Tomorrow, after I meet with Justin Beddingfield, I am going to sit down and think and pray about my future, away from this house and its atmosphere. I am behind in the responsibilities of adult hood. This is because my mom tried to counteract my dad so much that she accidentally made us all codependent on her. I am still learning simple things most people learned when they were still in high school. I am a long way from being a man, but I am much closer than my brothers.

These are tough times; it would be nice to have a strong, godly father to stabilize and guide our household. It feels like sometimes that being men will always be just beyond our grasp because we are having to learn by ourselves by trial and error. Most people know these things growing up; we did not grow up learning them. There are many social customs/expectations we will never live up to. It makes me worried for my brothers; will they never get out of this house? If they don’t, will someone ever marry them? I am especially worried for Ian; whose world revolves around the release of the next video game. Erin likes every girl that he sees because he just wants someone, even if it is the wrong one, to love him. My guess he is looking for the love and affirmation his father never provided.
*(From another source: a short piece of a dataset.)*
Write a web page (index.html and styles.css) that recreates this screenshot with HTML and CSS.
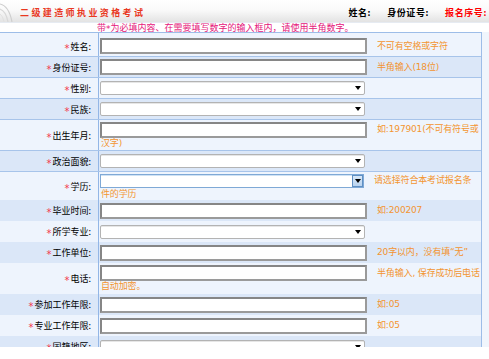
FILE: index.html
```html
<!DOCTYPE html>
<html lang="zh-CN">
<head>
<meta charset="utf-8">
<title>二级建造师执业资格考试</title>
<link rel="stylesheet" href="styles.css">
</head>
<body>
<div class="frame">
  <div class="header">
    <svg class="deco" width="20" height="23" viewBox="0 0 20 23">
      <path d="M0 5 Q9 7 12 23" fill="none" stroke="#cfcfcf" stroke-width="1.2"/>
      <path d="M0 10 Q6 12 8 23" fill="none" stroke="#d8d8d8" stroke-width="1.2"/>
      <path d="M0 15 Q3 17 4 23" fill="none" stroke="#e0e0e0" stroke-width="1"/>
    </svg>
    <div class="title">二级建造师执业资格考试</div>
    <div class="info">
      <span class="info-item">姓名:</span>
      <span class="info-item">身份证号:</span>
      <span class="info-item red">报名序号:</span>
    </div>
  </div>
  <div class="notice">带<span class="star">*</span>为必填内容、在需要填写数字的输入框内，请使用半角数字。</div>
  <div class="form">
    <div class="row light lined first">
      <div class="label"><span class="req">*</span>姓名:</div>
      <div class="field"><div class="line"><input class="input" type="text"><span class="hint">不可有空格或字符</span></div></div>
    </div>
    <div class="row dark lined">
      <div class="label"><span class="req">*</span>身份证号:</div>
      <div class="field"><div class="line"><input class="input" type="text"><span class="hint">半角输入(18位)</span></div></div>
    </div>
    <div class="row light lined">
      <div class="label"><span class="req">*</span>性别:</div>
      <div class="field"><div class="line"><span class="select"><span class="arrow"></span></span></div></div>
    </div>
    <div class="row dark lined">
      <div class="label"><span class="req">*</span>民族:</div>
      <div class="field"><div class="line"><span class="select"><span class="arrow"></span></span></div></div>
    </div>
    <div class="row light lined tall">
      <div class="label"><span class="req">*</span>出生年月:</div>
      <div class="field">
        <div class="line"><input class="input" type="text"><span class="hint">如:197901(不可有符号或</span></div>
        <div class="cont hint">汉字)</div>
      </div>
    </div>
    <div class="row dark lined">
      <div class="label"><span class="req">*</span>政治面貌:</div>
      <div class="field"><div class="line"><span class="select"><span class="arrow"></span></span></div></div>
    </div>
    <div class="row light mid">
      <div class="label"><span class="req">*</span>学历:</div>
      <div class="field">
        <div class="line"><span class="select focus"><span class="btn"><span class="arrow"></span></span></span><span class="hint">请选择符合本考试报名条</span></div>
        <div class="cont hint">件的学历</div>
      </div>
    </div>
    <div class="row dark">
      <div class="label"><span class="req">*</span>毕业时间:</div>
      <div class="field"><div class="line"><input class="input" type="text"><span class="hint">如:200207</span></div></div>
    </div>
    <div class="row light">
      <div class="label"><span class="req">*</span>所学专业:</div>
      <div class="field"><div class="line"><span class="select"><span class="arrow"></span></span></div></div>
    </div>
    <div class="row dark">
      <div class="label"><span class="req">*</span>工作单位:</div>
      <div class="field"><div class="line"><input class="input" type="text"><span class="hint">20字以内，没有填“无”</span></div></div>
    </div>
    <div class="row light tall">
      <div class="label"><span class="req">*</span>电话:</div>
      <div class="field">
        <div class="line"><input class="input" type="text"><span class="hint">半角输入, 保存成功后电话</span></div>
        <div class="cont hint">自动加密。</div>
      </div>
    </div>
    <div class="row dark">
      <div class="label"><span class="req">*</span>参加工作年限:</div>
      <div class="field"><div class="line"><input class="input" type="text"><span class="hint">如:05</span></div></div>
    </div>
    <div class="row light">
      <div class="label"><span class="req">*</span>专业工作年限:</div>
      <div class="field"><div class="line"><input class="input" type="text"><span class="hint">如:05</span></div></div>
    </div>
    <div class="row dark">
      <div class="label"><span class="req">*</span>国籍地区:</div>
      <div class="field"><div class="line"><span class="select"><span class="arrow"></span></span></div></div>
    </div>
  </div>
</div>
</body>
</html>
```

FILE: styles.css
```css
* {
  box-sizing: border-box;
}

body {
  margin: 0;
  background: #ffffff;
  font-family: "Noto Sans CJK SC", "Noto Sans", "DejaVu Sans", sans-serif;
  font-size: 9px;
  line-height: 11px;
  color: #000;
}

.frame {
  width: 489px;
  height: 347px;
  overflow: hidden;
  background: #f0f5fc;
  box-shadow: 0 2px 4px rgba(0, 0, 0, 0.28);
}

.header {
  height: 23px;
  display: flex;
  align-items: center;
  background: linear-gradient(#ffffff 0%, #fafafa 45%, #e3e3e3 100%);
  border-bottom: 1px solid #e6ebf2;
}

.deco {
  flex: none;
  align-self: flex-end;
}

.title {
  color: #e9381f;
  font-weight: bold;
  letter-spacing: 2.4px;
  padding-top: 2px;
}

.info {
  margin-left: auto;
  display: flex;
  gap: 16px;
  padding-top: 2px;
  padding-right: 2px;
  font-weight: bold;
  letter-spacing: 0.6px;
}

.info-item.red {
  color: #f00;
}

.notice {
  height: 9px;
  line-height: 10px;
  padding-left: 97px;
  background: #ffffff;
  color: #e5157a;
  white-space: nowrap;
}

.star {
  font-family: "DejaVu Sans", sans-serif;
  position: relative;
  top: 1px;
}

.form {
  width: 482px;
  border-top: 1px solid #9dbde8;
  border-right: 1px solid #9dbde8;
}

.row {
  display: flex;
  align-items: center;
  height: 21px;
}

.row.lined {
  border-bottom: 1px solid #a7c4ea;
}

.row.first {
  height: 24px;
  padding-top: 3px;
}

.row.tall {
  height: 31px;
}

.row.mid {
  height: 28px;
}

.light {
  background: #eef4fd;
}

.dark {
  background: #dbe7f8;
}

.label {
  flex: none;
  width: 99px;
  align-self: stretch;
  display: flex;
  align-items: center;
  justify-content: flex-end;
  padding-right: 7px;
  border-right: 1px solid #93b6e6;
  white-space: nowrap;
}

.row.first .label {
  margin-top: -3px;
  padding-top: 3px;
}

.req {
  font-family: "DejaVu Sans", sans-serif;
  font-size: 10px;
  color: #f2364d;
  position: relative;
  top: 2px;
  margin-right: 1px;
}

.field {
  flex: 1;
  padding-left: 1px;
}

.line {
  display: flex;
  align-items: center;
  height: 16px;
}

.input {
  display: block;
  width: 267px;
  height: 16px;
  margin: 0;
  padding: 0;
  border: 2px solid #868686;
  border-right-color: #9a9a9a;
  border-bottom-color: #9a9a9a;
  background: #fff;
  font: inherit;
}

.select {
  position: relative;
  display: block;
  width: 265px;
  height: 14px;
  border: 1px solid #b3b3b3;
  border-radius: 2px;
  background: #fff;
  box-shadow: inset 0 1px 0 #e6e6e6;
}

.select .arrow {
  position: absolute;
  right: 3px;
  top: 4px;
  width: 0;
  height: 0;
  border-left: 3.5px solid transparent;
  border-right: 3.5px solid transparent;
  border-top: 4px solid #000;
}

.select.focus {
  width: 264px;
  border-color: #7fa9d6;
  border-radius: 0;
  box-shadow: inset 0 1px 0 #cfe2f4;
}

.btn {
  position: absolute;
  right: 0;
  top: 0;
  width: 11px;
  height: 12px;
  border: 1px solid #5f8fc3;
  background: linear-gradient(#d8e8f8, #b9d3ef);
}

.btn .arrow {
  right: 1px;
  top: 3px;
}

.hint {
  font-family: "DejaVu Sans", "Noto Sans CJK SC", sans-serif;
  color: #f39430;
  white-space: nowrap;
  letter-spacing: -0.15px;
}

.line .hint {
  margin-left: 10px;
}

.cont {
  line-height: 11px;
  padding-left: 1px;
}
```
And myself; I am getting older…while marriage and kids are happening increasingly later in life, I am getting past my prime. I am still crippled by not having my own transportation, not making any money, and not having my own place. At my age, no one will date me, period. I am ok with this, as I wrote previously, but I cannot consider anyone and no woman (in my age range) will date me. I could be an awesome guy, serve God faithfully at church, and be seeking to make a difference in my community; but without the social/economic necessities, I will remain single whether I wish to or not.

I have dreams and I have a vision about who God is making me to be; but I have no guidance…for all intensive purposes I have no father. Yes, I know God is my Father and I grateful to him for it; he has been so good to me. Yet, he cannot replace my human father and the fact that there is not a man that I have encountered who is willing to be my foster dad. I really could use a godly anchor in my life and it pains me that I do not have one. I often feel like I will never become a man.

You may ask why I am writing all of this; do I seek to hurt my family? I seek for you all to understand my family and all that we go through. I only ask that you stop and consider our circumstances and our journey before you pass judgment. Yes, my dad has not been a great dad, but to be honest, my dad my not even know Jesus and therefore not provide the kind of leadership and love that I need. My dad is fifty year old man who thinks he is still adolescent; there is nothing I can do about that. It is necessary to share this for the sake of understanding, not to shame my dad who I don’t think would care very much anyway.

Thank you for reading, and may God be with you all of the days of your lives.